年末年始の長期休みが明け、混雑や遠出はしばらく遠慮したいけれど、せっかくの休みは静かな山で体を動かしたい。そんな方々のリクエストに応えるフィールドといえば、奥多摩エリアの山々です。

 紅葉の喧騒が去り、新緑の賑わいを迎える前の1、2月の奥多摩は登山者も少なく、静かな山歩きと美しい冬枯れの稜線歩きが楽しめます。個人的には「この時期こそ、奥多摩のベストシーズンではないか」と思うほどです。

 今回は首都圏からアクセスしやすく、適度な歩き応えも味わえる「六ツ石山(むついしやま)」を目指すルートの詳細と、現在のルート状況を紹介します。週末登山の候補地選びの参考にどうぞ。

■標高は高くないが、登りごたえは抜群

水根の集落の中から登り始めます

 今回の目的地・六ツ石山は、奥多摩湖の北側に位置するエリアを代表する山のひとつ。標高は1,478mとそれほど高くなく、日帰りで登れる山ではありますが、どこから登り始めても標高差が大きい行程になるため、必然的に登り応えのある山行となるでしょう。

水根の駐車場。冬の平日はガラガラでした

 JR奥多摩駅から出ている西東京バスを使い、南側の水根バス停(マイカーの駐車場もある)から往復するのが一般的なルートです。他に奥多摩駅から登り始めて、水根バス停に下りたり、逆に水根バス停発で奥多摩駅に下りたり、日数を足せば七ツ石や雲取山などと組み合わせたりと、多彩な計画を立てることができます。

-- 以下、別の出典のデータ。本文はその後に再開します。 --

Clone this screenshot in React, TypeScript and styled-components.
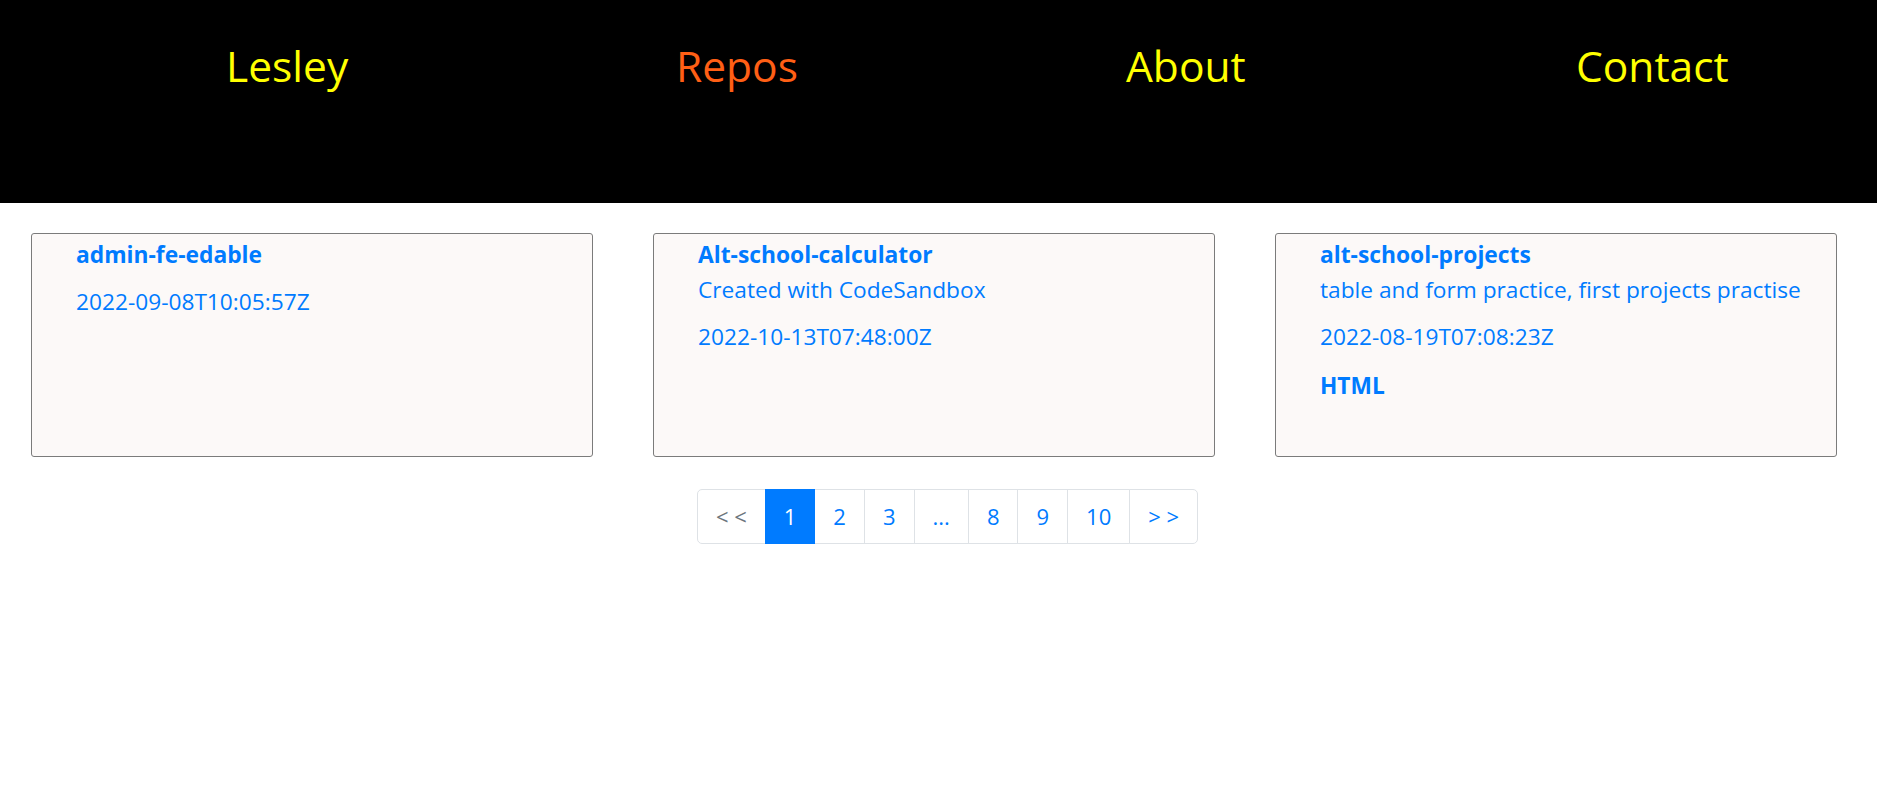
import React from "react";
import styled, { createGlobalStyle } from "styled-components";

const GlobalStyle = createGlobalStyle`
  html, body {
    margin: 0;
    padding: 0;
    background: #ffffff;
    font-family: "Open Sans", "Noto Sans", sans-serif;
  }
  * { box-sizing: border-box; }
`;

const Header = styled.header`
  height: 203px;
  background: #000000;
  padding: 40px 0 0 226px;
`;

const NavList = styled.ul`
  list-style: none;
  margin: 0;
  padding: 0;
  display: grid;
  grid-template-columns: 450px 450px 450px auto;
`;

const NavLink = styled.a<{ $active?: boolean }>`
  font-family: "Open Sans", sans-serif;
  font-size: 42.5px;
  line-height: 1.2;
  color: ${(p) => (p.$active ? "#ff5f15" : "#ffff00")};
  text-decoration: none;
`;

const CardGrid = styled.section`
  display: grid;
  grid-template-columns: repeat(3, 562px);
  column-gap: 60px;
  padding: 30px 0 0 31px;
`;

const Card = styled.article`
  height: 224px;
  border: 1px solid #7b7b7b;
  border-radius: 3px;
  background: #fcf9f8;
  padding: 6px 16px 0 44px;
  display: flex;
  flex-direction: column;
  color: #007bff;
  font-size: 22.7px;
  line-height: 30px;
`;

const Title = styled.h3`
  margin: 0;
  font-size: 22.8px;
  font-weight: 700;
  line-height: 30px;
`;

const Desc = styled.p`
  margin: 5px 0 0;
`;

const DateLine = styled.p`
  margin: 17px 0 0;
`;

const Lang = styled.p`
  margin: 19px 0 0;
  font-weight: 700;
`;

const PagerWrap = styled.nav`
  display: flex;
  justify-content: center;
  padding: 32px 0 0 18px;
`;

const PagerList = styled.ul`
  list-style: none;
  margin: 0;
  padding: 0;
  display: flex;
`;

const PageItem = styled.li<{ $active?: boolean; $muted?: boolean }>`
  margin-left: -1px;
  padding: 10px 18px;
  font-size: 22px;
  line-height: 33px;
  border: 1px solid ${(p) => (p.$active ? "#007bff" : "#dee2e6")};
  background: ${(p) => (p.$active ? "#007bff" : "#ffffff")};
  color: ${(p) => (p.$active ? "#ffffff" : p.$muted ? "#6c757d" : "#007bff")};
  position: relative;
  z-index: ${(p) => (p.$active ? 1 : 0)};

  &:first-child {
    margin-left: 0;
    border-radius: 5px 0 0 5px;
  }
  &:last-child {
    border-radius: 0 5px 5px 0;
  }
`;

type Repo = {
  name: string;
  description?: string;
  date: string;
  language?: string;
};

const repos: Repo[] = [
  { name: "admin-fe-edable", date: "2022-09-08T10:05:57Z" },
  {
    name: "Alt-school-calculator",
    description: "Created with CodeSandbox",
    date: "2022-10-13T07:48:00Z",
  },
  {
    name: "alt-school-projects",
    description: "table and form practice, first projects practise",
    date: "2022-08-19T07:08:23Z",
    language: "HTML",
  },
];

const navItems = [
  { label: "Lesley", active: false },
  { label: "Repos", active: true },
  { label: "About", active: false },
  { label: "Contact", active: false },
];

const pages = [
  { label: "< <", muted: true },
  { label: "1", active: true },
  { label: "2" },
  { label: "3" },
  { label: "..." },
  { label: "8" },
  { label: "9" },
  { label: "10" },
  { label: "> >" },
];

export default function App() {
  return (
    <>
      <GlobalStyle />
      <Header>
        <NavList>
          {navItems.map((n) => (
            <li key={n.label}>
              <NavLink href="#" $active={n.active}>
                {n.label}
              </NavLink>
            </li>
          ))}
        </NavList>
      </Header>
      <CardGrid>
        {repos.map((r) => (
          <Card key={r.name}>
            <Title>{r.name}</Title>
            {r.description && <Desc>{r.description}</Desc>}
            <DateLine>{r.date}</DateLine>
            {r.language && <Lang>{r.language}</Lang>}
          </Card>
        ))}
      </CardGrid>
      <PagerWrap>
        <PagerList>
          {pages.map((p) => (
            <PageItem key={p.label} $active={p.active} $muted={p.muted}>
              {p.label}
            </PageItem>
          ))}
        </PagerList>
      </PagerWrap>
    </>
  );
}
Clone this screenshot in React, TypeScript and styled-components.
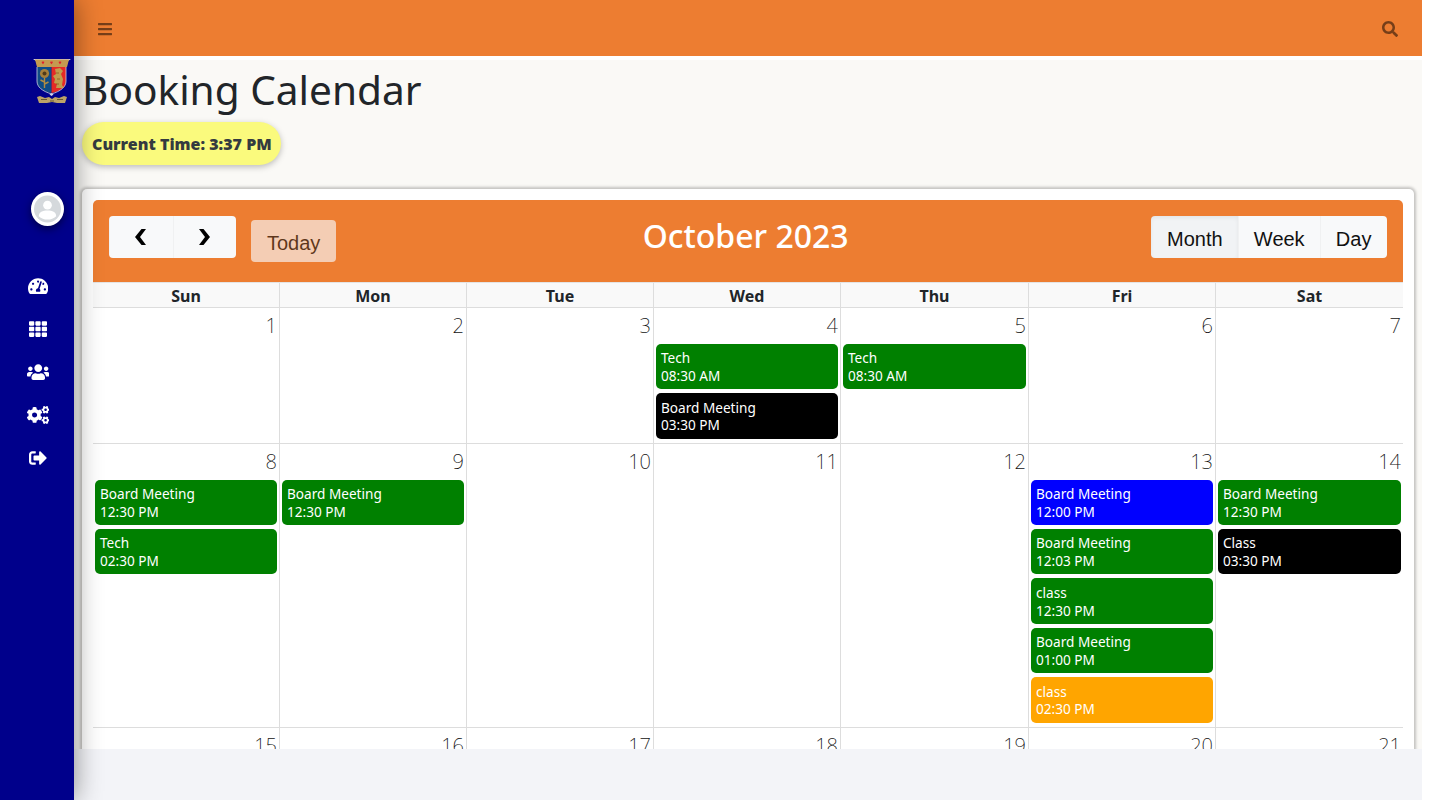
import styled, { createGlobalStyle } from "styled-components";
import {
  FaBars,
  FaCogs,
  FaSearch,
  FaSignOutAlt,
  FaTachometerAlt,
  FaTh,
  FaUsers,
} from "react-icons/fa";

const GlobalStyle = createGlobalStyle`
  html, body {
    margin: 0;
    height: 100%;
    overflow: hidden;
    background: #fff;
  }
  * {
    box-sizing: border-box;
  }
`;

const Shell = styled.div`
  display: flex;
  height: 800px;
  padding-right: 16px;
  font-family: "Noto Sans", sans-serif;
  color: #212529;
`;

const Sidebar = styled.aside`
  flex: 0 0 74px;
  position: relative;
  z-index: 2;
  display: flex;
  flex-direction: column;
  background: #00008b;
  box-shadow: 0 0 28px rgba(0, 0, 0, 0.45);
`;

const Crest = styled.svg`
  width: 38px;
  height: 47px;
  margin: 58px 0 0 33px;
`;

const Avatar = styled.div`
  width: 33px;
  height: 34px;
  margin: 87px 0 0 31px;
  border: 3px solid #fff;
  border-radius: 50%;
  background: #fff;
  box-shadow: 0 3px 8px rgba(0, 0, 0, 0.5);
  svg {
    display: block;
    width: 100%;
    height: 100%;
  }
`;

const SideNav = styled.nav`
  display: flex;
  flex-direction: column;
  margin-top: 38px;
`;

const SideLink = styled.a<{ $width: number }>`
  display: flex;
  align-items: center;
  justify-content: center;
  height: 43px;
  padding-left: 2px;
  color: #fff;
  svg {
    width: ${(p) => p.$width}px;
    height: 18px;
  }
`;

const Main = styled.main`
  flex: 0 0 1348px;
  display: flex;
  flex-direction: column;
  min-width: 0;
  background: #fff;
`;

const Topbar = styled.header`
  flex: 0 0 56px;
  display: flex;
  align-items: center;
  justify-content: space-between;
  padding: 2px 24px 0 23px;
  background: #ed7d31;
  color: rgba(0, 0, 0, 0.5);
  font-size: 16px;
`;

const Content = styled.div`
  flex: 1;
  min-height: 0;
  margin-top: 4px;
  padding: 6px 8px 0;
  overflow: hidden;
  background: #faf9f6;
`;

const Title = styled.h1`
  margin: 0 0 8px;
  font-size: 40.6px;
  font-weight: 400;
  line-height: 48px;
`;

const TimePill = styled.div`
  display: inline-block;
  height: 43px;
  padding: 1px 9.5px 0 10px;
  border-radius: 22px;
  background: #fafa7d;
  box-shadow: 0 2px 6px rgba(0, 0, 0, 0.25);
  color: #343a40;
  font-size: 16px;
  font-weight: 900;
  line-height: 43px;
`;

const Card = styled.section`
  margin-top: 24px;
  padding: 11px;
  border-radius: 5px;
  background: #fff;
  box-shadow: 0 0 3px 2px rgba(0, 0, 0, 0.22);
`;

const Toolbar = styled.div`
  display: flex;
  align-items: flex-start;
  justify-content: space-between;
  height: 82px;
  padding: 16px;
  border-radius: 5px 5px 0 0;
  background: #ed7d31;
`;

const ToolGroup = styled.div`
  display: flex;
  align-items: flex-start;
`;

const ButtonGroup = styled.div`
  display: flex;
  overflow: hidden;
  border-radius: 4px;
`;

const CalButton = styled.button<{ $active?: boolean }>`
  height: 42px;
  padding: 4px 15.6px 0;
  border: 0;
  background: ${(p) => (p.$active ? "#f1f3f5" : "#f8f9fa")};
  box-shadow: ${(p) =>
    p.$active
      ? "inset 0 2px 4px rgba(0, 0, 0, 0.06)"
      : "inset 1px 0 0 rgba(0, 0, 0, 0.03)"};
  color: #111;
  font-family: "Liberation Sans", Arial, sans-serif;
  font-size: 20px;
`;

const ArrowButton = styled(CalButton)`
  display: flex;
  align-items: center;
  justify-content: center;
  width: 63.5px;
  padding: 0;
  color: #000;
  svg {
    display: block;
    width: 11px;
    height: 16px;
  }
`;

const TodayButton = styled(CalButton)`
  margin: 4px 0 0 15px;
  padding: 4px 16px 0;
  border-radius: 4px;
  box-shadow: none;
  opacity: 0.65;
`;

const MonthTitle = styled.h2`
  margin: 0 0 0 3.5px;
  color: #fff;
  font-size: 32px;
  font-weight: 500;
  line-height: 40px;
`;

const Week = styled.div`
  display: grid;
  grid-template-columns: 187px 187px 187px 187px 188px 187px 187px;
  border-bottom: 1px solid #ddd;
`;

const HeadRow = styled(Week)`
  height: 26px;
  border-top: 1px solid #e4e4e4;
  background: #f9f9f9;
`;

const HeadCell = styled.div`
  border-right: 1px solid #ddd;
  font-size: 16px;
  font-weight: 700;
  line-height: 26px;
  text-align: center;
  &:last-child {
    border-right: 0;
  }
`;

const DayCell = styled.div`
  min-width: 0;
  border-right: 1px solid #ddd;
  &:last-child {
    border-right: 0;
  }
`;

const DayNumber = styled.div`
  height: 36px;
  padding-right: 2px;
  color: #111;
  font-size: 20px;
  font-weight: 200;
  line-height: 35px;
  text-align: right;
`;

const EventChip = styled.div<{ $color: string }>`
  height: 45.36px;
  margin: 0 2px 4px;
  padding: 5.4px 5px 0;
  border-radius: 5px;
  background: ${(p) => p.$color};
  color: #fff;
  font-size: 13.6px;
  line-height: 17.68px;
`;

const Footer = styled.footer`
  flex: 0 0 51px;
  background: #f3f4f8;
`;

const GREEN = "#008000";
const BLACK = "#000";
const BLUE = "#0000ff";
const ORANGE = "#ffa500";

type CalEvent = { title: string; time: string; color: string };

const green = (title: string, time: string): CalEvent => ({
  title,
  time,
  color: GREEN,
});

const weeks: { day: number; events?: CalEvent[] }[][] = [
  [
    { day: 1 },
    { day: 2 },
    { day: 3 },
    {
      day: 4,
      events: [
        green("Tech", "08:30 AM"),
        { title: "Board Meeting", time: "03:30 PM", color: BLACK },
      ],
    },
    { day: 5, events: [green("Tech", "08:30 AM")] },
    { day: 6 },
    { day: 7 },
  ],
  [
    {
      day: 8,
      events: [green("Board Meeting", "12:30 PM"), green("Tech", "02:30 PM")],
    },
    { day: 9, events: [green("Board Meeting", "12:30 PM")] },
    { day: 10 },
    { day: 11 },
    { day: 12 },
    {
      day: 13,
      events: [
        { title: "Board Meeting", time: "12:00 PM", color: BLUE },
        green("Board Meeting", "12:03 PM"),
        green("class", "12:30 PM"),
        green("Board Meeting", "01:00 PM"),
        { title: "class", time: "02:30 PM", color: ORANGE },
      ],
    },
    {
      day: 14,
      events: [
        green("Board Meeting", "12:30 PM"),
        { title: "Class", time: "03:30 PM", color: BLACK },
      ],
    },
  ],
  [
    { day: 15 },
    { day: 16 },
    { day: 17 },
    { day: 18 },
    { day: 19 },
    { day: 20 },
    { day: 21 },
  ],
];

const dayNames = ["Sun", "Mon", "Tue", "Wed", "Thu", "Fri", "Sat"];

const CrestLogo = () => (
  <Crest viewBox="0 0 38 47" aria-label="Crest">
    <path d="M0 1h38l-3 2H3z" fill="#d8d4e8" />
    <path d="M2 1.500h34l-2 7.500H4z" fill="#c49a50" />
    <path
      d="M10 3.800c1-1 2.400.2 0 2.400-2.400-2.200-1-3.400 0-2.400zM18.500 3.800c1-1 2.400.2 0 2.400-2.400-2.200-1-3.400 0-2.400zM27 3.800c1-1 2.400.2 0 2.400-2.400-2.200-1-3.400 0-2.400z"
      fill="#e0202c"
    />
    <path d="M4 9h14.500v26C9 33 4 29 4 23z" fill="#0f4c86" />
    <path d="M18.500 9H33v14c0 6-5 10-14.500 12z" fill="#e42a26" />
    <path
      d="M4 9v14c0 6 5 10 14.500 13C28 33 33 29 33 23V9"
      fill="none"
      stroke="#cfd0e0"
      strokeWidth="0.8"
    />
    <circle cx="11.500" cy="15.500" r="4.600" fill="#a57f3a" />
    <circle cx="11.500" cy="15.500" r="2" fill="#4f3a1a" />
    <path
      d="M11.500 20v10M11.500 24l-4-2M11.500 26l4-2"
      stroke="#b08c42"
      strokeWidth="1.400"
      fill="none"
    />
    <path
      d="M22 11l5-1 3 3-2 3 2 5-1 6 2 3h-8l1-4-3-1 1-4-2-3 3-2z"
      fill="#c29c4c"
    />
    <path d="M23 15h3M24 21h3M23 26h3" stroke="#8a5a20" strokeWidth="0.8" />
    <path d="M18.500 35l-2 1.500 2 1.500 2-1.500z" fill="#d8d4e8" />
    <path
      d="M4 39l3-1 5 2 4-1 3 2 3-2 4 1 5-2 3 1-2 6h-8l-5-1-5 1H6z"
      fill="#bca268"
    />
    <path d="M8 41.500h6M17 43h4M24 41.500h6" stroke="#6a5a30" strokeWidth="1" />
  </Crest>
);

const App = () => {
  return (
    <Shell>
      <GlobalStyle />
      <Sidebar>
        <CrestLogo />
        <Avatar>
          <svg viewBox="0 0 28 28">
            <circle cx="14" cy="14" r="14" fill="#d5d9dc" />
            <circle cx="14" cy="10" r="4.500" fill="#fff" />
            <path
              d="M5 21.500c0-4.500 4-6 9-6s9 1.500 9 6c-2.500 2.500-5.500 3.500-9 3.500s-6.500-1-9-3.500z"
              fill="#fff"
            />
          </svg>
        </Avatar>
        <SideNav>
          <SideLink $width={20.25}><FaTachometerAlt /></SideLink>
          <SideLink $width={18}><FaTh /></SideLink>
          <SideLink $width={22.5}><FaUsers /></SideLink>
          <SideLink $width={22.5}><FaCogs /></SideLink>
          <SideLink $width={18}><FaSignOutAlt /></SideLink>
        </SideNav>
      </Sidebar>
      <Main>
        <Topbar>
          <FaBars />
          <FaSearch />
        </Topbar>
        <Content>
          <Title>Booking Calendar</Title>
          <TimePill>Current Time: 3:37 PM</TimePill>
          <Card>
            <Toolbar>
              <ToolGroup>
                <ButtonGroup>
                  <ArrowButton aria-label="prev">
                    <svg viewBox="0 0 11 16">
                      <path d="M11 0H6.500L0 8l6.500 8H11L5 8z" fill="currentColor" />
                    </svg>
                  </ArrowButton>
                  <ArrowButton aria-label="next">
                    <svg viewBox="0 0 11 16">
                      <path d="M0 0h4.500L11 8l-6.500 8H0l6-8z" fill="currentColor" />
                    </svg>
                  </ArrowButton>
                </ButtonGroup>
                <TodayButton>Today</TodayButton>
              </ToolGroup>
              <MonthTitle>October 2023</MonthTitle>
              <ButtonGroup>
                <CalButton $active>Month</CalButton>
                <CalButton>Week</CalButton>
                <CalButton>Day</CalButton>
              </ButtonGroup>
            </Toolbar>
            <HeadRow>
              {dayNames.map((name) => (
                <HeadCell key={name}>{name}</HeadCell>
              ))}
            </HeadRow>
            {weeks.map((week) => (
              <Week key={week[0].day}>
                {week.map((cell) => (
                  <DayCell key={cell.day}>
                    <DayNumber>{cell.day}</DayNumber>
                    {cell.events?.map((ev) => (
                      <EventChip key={ev.time + ev.title} $color={ev.color}>
                        {ev.title}
                        <br />
                        {ev.time}
                      </EventChip>
                    ))}
                  </DayCell>
                ))}
              </Week>
            ))}
          </Card>
        </Content>
        <Footer />
      </Main>
    </Shell>
  );
};

export default App;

 ちなみに、水根からトオノクボを通って山頂を目指すルートは、鷹ノ巣山の稲村岩尾根、本仁田山の大休場尾根と並び、「奥多摩三大急登」に数えられています。

■きつい登りの先に、素晴らしい稜線歩きが待ち受けている

登り初めから、なかなかの斜度が続きます

 山行当日は、朝イチに水根の駐車場を出発し、まずはトオノクボ経由で山頂を目指しました。

 たしかに三大急登に数えられるだけあって、登り始めからなかなかの斜度が延々と続きます。しかも単調な人工林の風景の連続に心が折られそうになりますが、ここをひたすら2時間ほど我慢してトオノクボまで乗れば、その先には冬の奥多摩ならではの素晴らしい風景が待ち受けています。

冬枯れの気持ちの良い稜線

 冬枯れの美しく、明るい稜線の気持ちのいいこと! ピーンと冷え切った空気の中に響くのは、自分の息づかいと深い落ち葉を踏む足音だけ。葉が落ちた木々の間には、秋までは見えなかった広々とした景色が広がります。辿り着いた六ツ石山の山頂も明るく広々としていて、天気が良い日は富士山や南アルプスまで見渡すことができます。

葉がない季節だからこその展望です

 しかし、このルートのハイライトは山頂よりも、この先の水根山へと続く石尾根歩きにあります。体力と時間に余裕があれば、ぜひ足を延ばしてみましょう。稜線上にはいくつかピークがあって、南側を巻く道もありますが、ぜひ尾根上を歩くルートをゆっくりと辿ってみてください。冬の奥多摩の素晴らしさを存分に満喫できると思います。特にこの時期の冬晴れの日は、自信を持ってみなさんにおすすめできるパートです。